During this tour the first meeting of the Akron League was held at the Akron Arts Museum. Swirsky and his team created a “cave of wonders” using yarn, sidewalk chalk, and duct tape on the front wall of the museum, and Swirsky thought to himself, “If this guy Hunter can convince the Art Museum that his ideas are so cool that we can put duct tape on the walls, that’s power. It was pretty convincing.”

Before Franks left Akron to continue his tour he intended to name a leader for the Akron League chapter. “No one else wanted to do it; they were all established in their jobs. So I volunteered.”

Swirsky’s soothing go-with-the-flow-wherever-it-takes-you attitude seems to be taking him far; he has already built quite the resume for himself as an arts advocate and community organizer, and he’s still a college senior.

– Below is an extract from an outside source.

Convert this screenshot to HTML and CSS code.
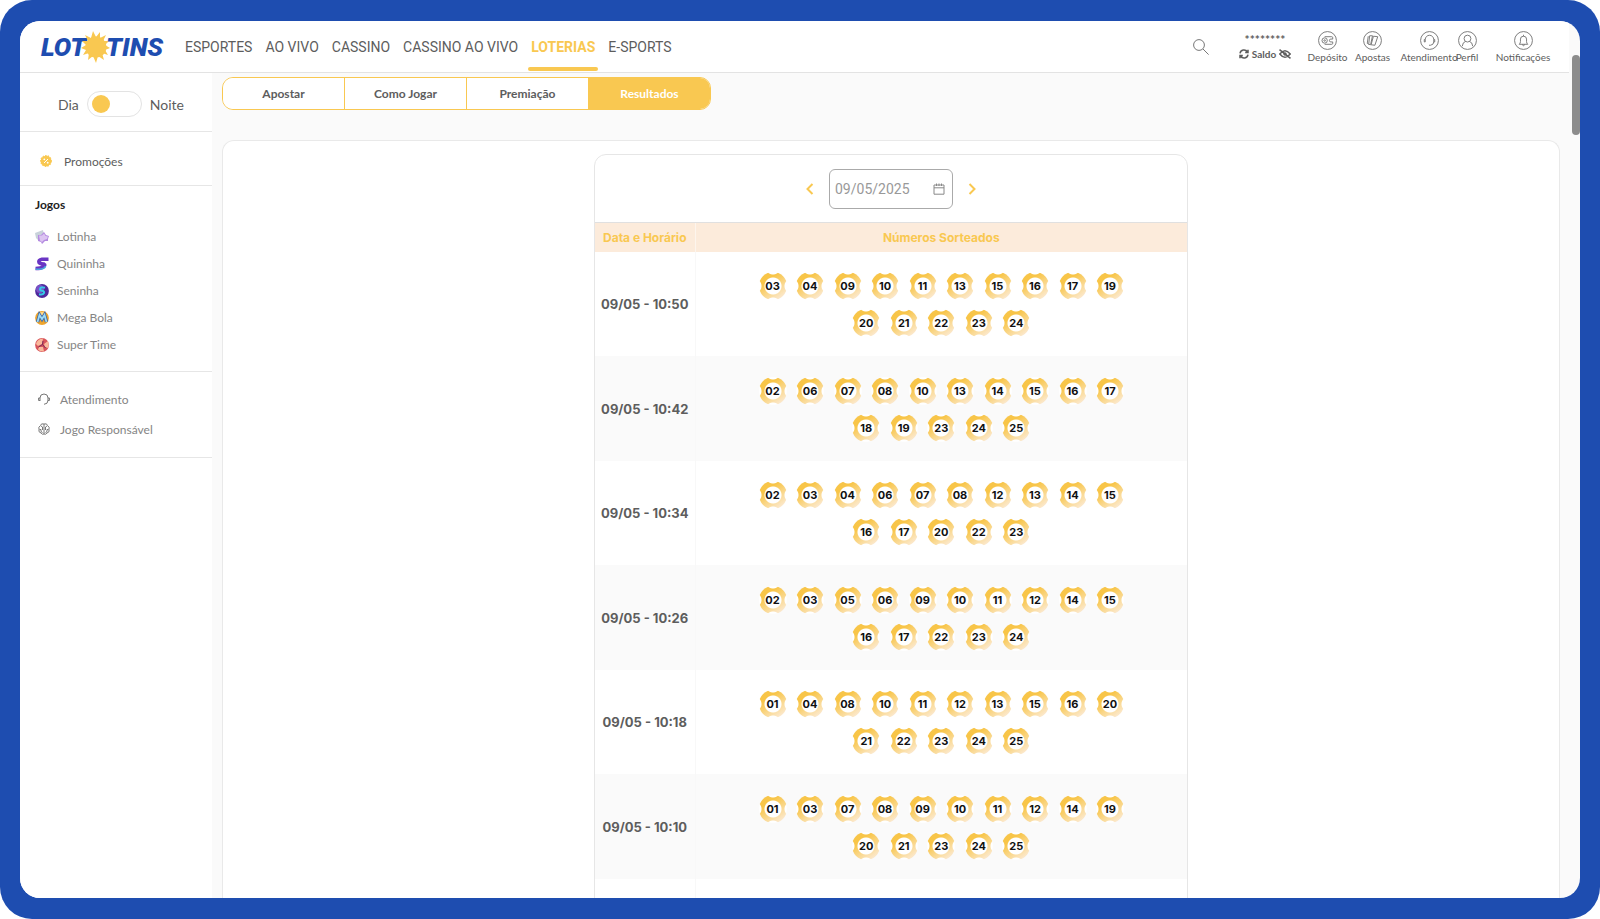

“[I was just] volunteering for this opportunity, then I got shot into the spotlight – I got miracled into the spotlight! I’m trying to steer the ship in a good way that’s hopefully sustainable too.”

The Akron League of Creative Interventionists meets once a month and has an “intervention” once a month based around a common global theme such as “Gratitude” and “Warmth” – as Swirsky explains it, “one meeting to brainstorm and one to act.”

“It’s pretty free-flowing,” he says of the meetings. “I try to engage people in the meeting in any way [I can]. There are a lot of diverse people. [It started out as] a lot of my friends then rippled out to people I don’t even know.”

The Akron League of Creative Interventionists is currently one of seven finalists for the current Knight Cities Challenge, and if they win they’ll have a salary for the next 18 months, a headquarters/gathering space/makerspace, and the ability to enact multiple placemaking, sustainability, and neighborhood engagement projects (citing the Neighborhood Postcard Project as an example of the work they might do). They’ll know their fate by the end of March, but in the meantime Swirsky has a major cultural festival to produce and, oh yeah, there’s also that small little matter of his approaching college graduation.